Michael Haneke, the Austrian auteur behind Caché and The White Ribbon, was 70 years old when he directed Amour, his Palme d’Or–winning modern classic. Perhaps he was beginning to sense that his time was running out. Perhaps the years had given him the distance to confront a painful personal experience that inspired the narrative. In any case, Amour stands as Haneke’s most heartfelt and personal film.
Amour revolves around an elderly bourgeois couple, Georges and Anne, who live in an elegant apartment in Paris. However, their comfortable, cultured life is shattered when Anne suffers a stroke, which leads to dementia. Georges navigates the degenerative condition as best he can, but the emotional toll of watching his wife suffer is unrelenting.
Haneke drew inspiration from a family tragedy, in which his aunt was crippled by rheumatism and asked the filmmaker to help her end her life to ease the suffering. Haneke couldn’t bring himself to do it, and some years later she took her own life. The weight of this ordeal bleeds through each frame of the film: a thought-provoking look at the extremes we go to for love in times of severe hardship.
Haneke is renowned for exploring the cruelty people inflict on one another, yet Amour stands apart. This is resolutely a film about compassion. Despite this, there is no doubt that Amour is one of the master’s most difficult films to watch. It is a profoundly depressing experience, confronting themes of aging, mental decline, death… and Haneke doesn’t shy away from this. The film is also incredibly claustrophobic, taking place almost entirely in the couple’s ornate yet oppressively moody apartment. There’s an ominous echo of Roman Polanski’s “Apartment Trilogy” here.

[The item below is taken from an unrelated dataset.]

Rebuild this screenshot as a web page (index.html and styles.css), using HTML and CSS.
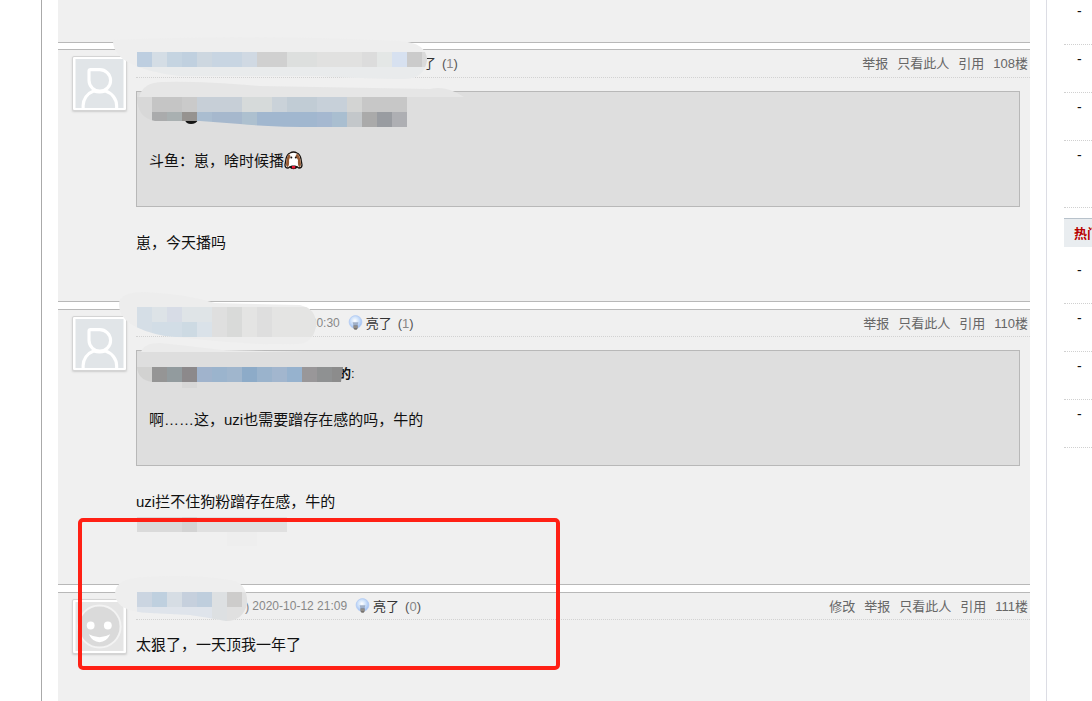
FILE: index.html
```html
<!DOCTYPE html>
<html lang="zh-CN">
<head>
<meta charset="utf-8">
<meta name="viewport" content="width=device-width, initial-scale=1">
<title>论坛回帖</title>
<link rel="stylesheet" href="styles.css">
</head>
<body>
<svg class="defs" width="0" height="0" aria-hidden="true">
  <defs>
    <radialGradient id="glass" cx="45%" cy="40%" r="60%"><stop offset="0" stop-color="#fff"/><stop offset=".5" stop-color="#cfe2fa"/><stop offset="1" stop-color="#9dbdf2"/></radialGradient>
    <symbol id="bulb" viewBox="0 0 15 16">
      <circle cx="7.5" cy="7" r="6.4" fill="url(#glass)" stroke="#b4cbf3" stroke-width=".8"/>
      <path d="M4.6 7.2h5.8l-1 4H5.6z" fill="#8d9db8" opacity=".75"/>
      <path d="M5.4 10.5h4.4v2.6L8.6 14.8H6.6L5.4 13.1z" fill="#77736f"/>
      <path d="M5.4 12h4.4" stroke="#c8c2b8" stroke-width=".7"/>
    </symbol>
    <symbol id="person" viewBox="0 0 49 50">
      <rect width="49" height="50" fill="#e1e5e8"/>
      <path d="M13.800 12.500Q13.800 10.800 15.500 10.800H24.500A11 11 0 1 1 13.800 22ZM7.800 51V48A16.500 16 0 0 1 18.500 32.600Q24.500 34.600 30.500 32.600A16.500 16 0 0 1 42 48V51" fill="none" stroke="#fff" stroke-width="3.200"/>
    </symbol>
    <symbol id="smile" viewBox="0 0 49 50">
      <rect width="49" height="50" fill="#e5e5e5"/>
      <circle cx="24.5" cy="25" r="21.500" fill="#dadada" stroke="#f3f3f3" stroke-width="2"/>
      <circle cx="15.500" cy="24" r="4" fill="#fff"/><circle cx="33" cy="24" r="4" fill="#fff"/>
      <path d="M13.500 33Q24.500 39 35.500 33Q31.500 41 24.500 41T13.500 33Z" fill="#fff"/>
    </symbol>
  </defs>
</svg>
<div class="page">
  <main class="thread">
    <article class="post post-prev"></article>

    <article class="post post-first">
      <div class="avatar"><svg role="img" aria-label="头像"><use href="#person"/></svg></div>
      <div class="content">
        <header class="head">
          <div class="meta meta-long"><svg class="bulb" aria-hidden="true"><use href="#bulb"/></svg><a class="light" href="#">亮了</a><span class="count">(<b>1</b>)</span></div>
          <nav class="actions"><a href="#">举报</a><a href="#">只看此人</a><a href="#">引用</a><a href="#">108楼</a></nav>
        </header>
        <blockquote class="quote">
          <p class="source"></p>
          <p>斗鱼：崽，啥时候播<svg class="dog" viewBox="0 0 19 19" role="img" aria-label="狗">
            <path d="M6 2Q9.500 0 13 2Q16 3 17 8L18 14Q18 17 15 17L13 16Q9.500 19 6 16L4 17Q1 17 1 14L2 8Q3 3 6 2Z" fill="#fff" stroke="#17120f" stroke-width="1.300"/>
            <path d="M5 3Q2.500 5 2 13Q2 16 4 16Q5.500 14 5 9L6.500 5ZM13 2.500Q16.500 5 17 13Q17 16 15 16Q13.500 14 14 9L11.500 5Z" fill="#965b34"/>
            <path d="M5 15.500L8 14.500H11L14 15.500L12 17.500H7Z" fill="#17120f"/><circle cx="7.300" cy="6.500" r="1" fill="#17120f"/><circle cx="11.800" cy="6.500" r="1" fill="#17120f"/><path d="M8 15h3.200v2.500H8z" fill="#ed1734"/></svg></p>
        </blockquote>
        <div class="body"><p>崽，今天播吗</p></div>
      </div>
      <svg class="mask" viewBox="58 50 420 90" width="420" height="90" aria-hidden="true">
        <clipPath id="c1"><path d="M113 40Q250 34 400 41Q427 43 427 60Q425 78 405 79Q370 79 320 76L180 76Q112 68 113 40Z"/></clipPath>
        <g clip-path="url(#c1)">
          <path d="M110 30h320v60H110z" fill="#eee"/>
          <path d="M137 67h290v15H137z" fill="#e9ebec"/>
          <path d="M137 52h15v15h-15z" fill="#bdcee0"/><path d="M152 52h15v15h-15z" fill="#d4dde5"/><path d="M167 52h15v15h-15z" fill="#c5d4e1"/><path d="M182 52h15v15h-15z" fill="#c0d0df"/><path d="M197 52h15v15h-15z" fill="#cdd7e0"/><path d="M212 52h30v15h-30z" fill="#c8d5e2"/><path d="M242 52h15v15h-15z" fill="#d0d9e3"/><path d="M257 52h30v15h-30z" fill="#d0d0d0"/><path d="M287 52h30v15h-30z" fill="#dddfde"/><path d="M317 52h45v15h-45z" fill="#e1e1e0"/><path d="M362 52h15v15h-15z" fill="#dcdcdc"/><path d="M377 52h15v15h-15z" fill="#e4e7e6"/><path d="M392 52h15v15h-15z" fill="#d7e1f0"/><path d="M407 52h15v15h-15z" fill="#cbcbcb"/><path d="M422 52h6v15h-6z" fill="#dadada"/>
        </g>
        <path d="M139 97Q143 82 163 82Q200 81 260 86L430 89Q446 85 464 97Z" fill="#e6e6e6"/>
        <path d="M185 120h13q-2 4-7 4-5 0-6-4z" fill="#151515"/>
        <clipPath id="c2"><path d="M137 97H407V127H320Q270 127 240 124L200 121H155Q137 118 137 97Z"/></clipPath>
        <g clip-path="url(#c2)">
          <path d="M137 97h15v30h-15z" fill="#d8d8d8"/><path d="M152 97h30v15h-30z" fill="#c5c5c5"/><path d="M182 97h15v15h-15z" fill="#cacaca"/><path d="M197 97h45v15h-45z" fill="#c7cfd7"/><path d="M242 97h30v15h-30z" fill="#d6dada"/><path d="M272 97h15v15h-15z" fill="#cad2d9"/><path d="M287 97h30v15h-30z" fill="#c1ccd5"/><path d="M317 97h30v15h-30z" fill="#c7d0d9"/><path d="M347 97h15v15h-15z" fill="#d3d4d3"/><path d="M362 97h45v15h-45z" fill="#c7c7c7"/>
          <path d="M152 112h15v15h-15z" fill="#aaabac"/><path d="M167 112h15v15h-15z" fill="#a9b0b1"/><path d="M182 112h15v15h-15z" fill="#969390"/><path d="M197 112h15v15h-15z" fill="#aabdd0"/><path d="M212 112h30v15h-30z" fill="#a6b8cd"/><path d="M242 112h15v15h-15z" fill="#adc0cf"/><path d="M257 112h60v15h-60z" fill="#a1b7cf"/><path d="M317 112h15v15h-15z" fill="#a5b8d0"/><path d="M332 112h15v15h-15z" fill="#a9bed0"/><path d="M347 112h15v15h-15z" fill="#c3c7ca"/><path d="M362 112h15v15h-15z" fill="#aaa"/><path d="M377 112h15v15h-15z" fill="#999ca1"/><path d="M392 112h15v15h-15z" fill="#aeafb3"/>
        </g>
      </svg>
    </article>

    <article class="post">
      <div class="avatar"><svg role="img" aria-label="头像"><use href="#person"/></svg></div>
      <div class="content">
        <header class="head">
          <div class="meta meta-mid"><time>2020-10-12 20:30</time><svg class="bulb" aria-hidden="true"><use href="#bulb"/></svg><a class="light" href="#">亮了</a><span class="count">(<b>1</b>)</span></div>
          <nav class="actions"><a href="#">举报</a><a href="#">只看此人</a><a href="#">引用</a><a href="#">110楼</a></nav>
        </header>
        <blockquote class="quote">
          <p class="source source-name"><strong>的</strong>:</p>
          <p>啊……这，uzi也需要蹭存在感的吗，牛的</p>
        </blockquote>
        <div class="body"><p>uzi拦不住狗粉蹭存在感，牛的</p><p class="hidden-line"></p></div>
      </div>
      <svg class="mask" viewBox="58 310 420 240" width="420" height="240" aria-hidden="true">
        <clipPath id="c3"><path d="M119 305Q118 292 145 292Q185 294 215 303L300 305Q317 309 316 326Q313 344 297 344Q250 345 205 340L165 336Q119 327 119 305Z"/></clipPath>
        <g clip-path="url(#c3)">
          <path d="M115 290h205v56H115z" fill="#ededed"/>
          <path d="M137 307h15v30h-15z" fill="#d5dee6"/><path d="M152 307h15v15h-15z" fill="#dde3e7"/><path d="M167 307h15v15h-15z" fill="#d7dce6"/><path d="M182 307h30v15h-30z" fill="#dfe4e7"/><path d="M152 322h30v15h-30z" fill="#d2dde6"/><path d="M182 322h15v15h-15z" fill="#cddae3"/><path d="M197 322h15v15h-15z" fill="#dae2e9"/><path d="M212 307h15v30h-15z" fill="#dfdfdf"/><path d="M227 307h15v30h-15z" fill="#d9dad9"/><path d="M242 307h15v30h-15z" fill="#e4e4e3"/><path d="M257 307h15v30h-15z" fill="#dedede"/><path d="M272 307h45v30h-45z" fill="#e4e4e3"/>
        </g>
        <path d="M141 352Q144 343 160 343Q190 346 222 350L310 352Z" fill="#ebebeb"/>
        <path d="M137 367h15v15Q138 380 137 367z" fill="#d2d2d1"/>
        <path d="M152 367h15v15h-15z" fill="#959595"/><path d="M167 367h15v15h-15z" fill="#929b9e"/><path d="M182 367h15v15h-15z" fill="#8c898b"/><path d="M197 367h15v15h-15z" fill="#a0b3cc"/><path d="M212 367h15v15h-15z" fill="#9bb4cd"/><path d="M227 367h15v15h-15z" fill="#a0b6cd"/><path d="M242 367h15v15h-15z" fill="#8dabc8"/><path d="M257 367h15v15h-15z" fill="#9ab3cc"/><path d="M272 367h15v15h-15z" fill="#a2b6ce"/><path d="M287 367h15v15h-15z" fill="#96b2ce"/><path d="M302 367h15v15h-15z" fill="#999799"/><path d="M317 367h15v15h-15z" fill="#8f9192"/><path d="M332 367h11l-2 15h-9z" fill="#8c8c8c"/>
        <path d="M182 382h15v6h-15z" fill="#d7d7d7"/>
        <path d="M137 517h45v15h-45z" fill="#dadada"/><path d="M182 517h15v15h-15z" fill="#d3d3d3"/><path d="M197 517h90v15h-90z" fill="#e0e0e0"/><path d="M227 532h30v14h-30z" fill="#eee"/>
      </svg>
    </article>

    <article class="post post-last">
      <div class="avatar"><svg role="img" aria-label="头像"><use href="#smile"/></svg></div>
      <div class="content">
        <header class="head">
          <div class="meta meta-short"><span>)</span><time>2020-10-12 21:09</time><svg class="bulb" aria-hidden="true"><use href="#bulb"/></svg><a class="light" href="#">亮了</a><span class="count">(<b>0</b>)</span></div>
          <nav class="actions"><a href="#">修改</a><a href="#">举报</a><a href="#">只看此人</a><a href="#">引用</a><a href="#">111楼</a></nav>
        </header>
        <div class="body body-plain"><p>太狠了，一天顶我一年了</p></div>
      </div>
      <svg class="mask" viewBox="58 593 420 40" width="420" height="40" aria-hidden="true">
        <clipPath id="c4"><path d="M115 595Q114 578 145 577Q200 574 235 581Q248 586 247 604Q243 621 226 621Q205 617 190 615L150 613Q117 612 115 595Z"/></clipPath>
        <g clip-path="url(#c4)">
          <path d="M110 570h140v55H110z" fill="#eee"/>
          <path d="M137 607h75v15h-75z" fill="#dfe4eb"/><path d="M212 592h15v30h-15z" fill="#dde0e2"/><path d="M227 592h22v30h-22z" fill="#e0e0e0"/>
          <path d="M137 592h15v15h-15z" fill="#cbd5e1"/><path d="M152 592h15v15h-15z" fill="#bfd0df"/><path d="M167 592h15v15h-15z" fill="#d6dde4"/><path d="M182 592h15v15h-15z" fill="#c6d0dd"/><path d="M197 592h15v15h-15z" fill="#bfcedd"/><path d="M227 592h15v15h-15z" fill="#cdcccb"/>
        </g>
      </svg>
      <div class="marker"></div>
    </article>
  </main>

  <aside class="side">
    <ul class="links links-top"><li>-</li><li>-</li><li>-</li><li class="tall">-</li></ul>
    <h2 class="side-title">热门</h2>
    <ul class="links"><li>-</li><li>-</li><li>-</li><li>-</li></ul>
  </aside>
</div>
</body>
</html>
```

FILE: styles.css
```css
* { box-sizing: border-box; }
body {
  margin: 0;
  background: #fff;
  color: #111;
  font: 15px/23px "Liberation Sans", "Noto Sans CJK SC", sans-serif;
}
p, h2, ul, blockquote { margin: 0; padding: 0; }
a { color: inherit; text-decoration: none; }
.defs { position: absolute; }

.page {
  display: flex;
  height: 100vh;
  padding-left: 41px;
  overflow: hidden;
}
.thread {
  display: flex;
  flex: 1;
  flex-direction: column;
  min-width: 0;
  padding: 0 16px;
  border-left: 1px solid #aaa;
  border-right: 1px solid #dcdde4;
}

.post {
  position: relative;
  display: grid;
  flex: none;
  grid-template-columns: 78px minmax(0, 1fr);
  margin-bottom: 7px;
  border-top: 1px solid #b8b8b8;
  border-bottom: 1px solid #b8b8b8;
  background: #f0f0f0;
}
.post-prev {
  height: 43px;
  margin-bottom: 6px;
  border-top: 0;
}
.post-last { flex: 1; margin-bottom: 0; border-bottom: 0; }

.avatar {
  align-self: start;
  justify-self: start;
  margin: 6px 0 0 14px;
  padding: 2px;
  border: 1px solid #d4d4d4;
  border-radius: 2px;
  background: #fff;
  box-shadow: 0 1px 2px #ccc;
}
.avatar svg { display: block; width: 49px; height: 49px; }

.head {
  display: flex;
  align-items: center;
  justify-content: space-between;
  height: 27px;
  padding-right: 2px;
  border-bottom: 1px dotted #d2d2d2;
  font-size: 13px;
}
.post-first .head { height: 28px; }
.meta { display: flex; align-items: center; color: #888; }
.meta-long { padding-left: 256px; }
.meta-mid { padding-left: 109px; }
.meta-short { padding-left: 109px; }
.meta time { margin-right: 8px; font-size: 12px; }
.meta-short time { margin-left: 3px; }
.bulb { width: 15px; height: 16px; margin-right: 3px; }
.light { margin-right: 6px; color: #333; }
.count { color: #555; }
.count b { color: #888; font-weight: normal; }
.actions { display: flex; gap: 9px; color: #666; }

.quote {
  margin: 13px 10px 0 0;
  padding: 11px 12px 34px;
  border: 1px solid #b8b8b8;
  background: #dedede;
}
.source { min-height: 23px; margin-bottom: 23px; font-size: 13px; }
.source-name { padding-left: 189px; }
.dog { width: 19px; height: 19px; vertical-align: -4px; }

.body { padding: 24px 0 48px; }
.post-first .body { padding-bottom: 47px; }
.body-plain { padding-top: 13px; }
.hidden-line { height: 23px; }

.mask {
  position: absolute;
  top: 0;
  left: 0;
  overflow: visible;
  pointer-events: none;
}
.marker {
  position: absolute;
  top: -75px;
  left: 20px;
  width: 482px;
  height: 152px;
  border: 4px solid #ff2015;
  border-radius: 5px;
}

.side { width: 45px; padding-left: 17px; overflow: hidden; }
.links { list-style: none; }
.links li {
  height: 48px;
  padding: 3px 0 0 13px;
  border-bottom: 1px dotted #d0d0d0;
  font-size: 14px;
}
.links-top li:first-child { height: 45px; padding-top: 0; }
.links-top .tall { height: 67px; }
.side-title {
  height: 29px;
  margin: 10px 0 9px;
  padding-left: 10px;
  border-top: 1px solid #b8c2cb;
  background: #e9edf0;
  color: #b80000;
  font-size: 13px;
  line-height: 29px;
  white-space: nowrap;
}
```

The film is almost documentary-like in its realism. There is no easy sentimentality, no sanitisation of the truth, and Haneke once again forgoes any kind of musical score. For those who see movies as a momentary escape from life’s hardships, Amour is certainly not for you. But it’s undeniable that the film struck an immense chord worldwide. Not only did it win Cannes’ highest honour, it went on to nab the Oscar for Best Foreign Language Film.
The key to the film’s emotional resonance is undoubtedly the lead cast. Haneke assembled a formidable trio of legendary French actors: Jean-Louis Trintignant as Georges, Emmanuelle Riva as Anne, and Isabelle Huppert (Haneke’s former Piano Teacher star) as their concerned daughter Eva. Each is utterly believable in the role, but it is Riva (the iconic beauty of 1959’s Hiroshima Mon Amour) who delivers a career-defining performance.
No, Amour is not an easy watch. But it does what great cinema strives to do: it allows us to truly empathise with the lives of others, to feel the emotional reality of life’s bleakest moments.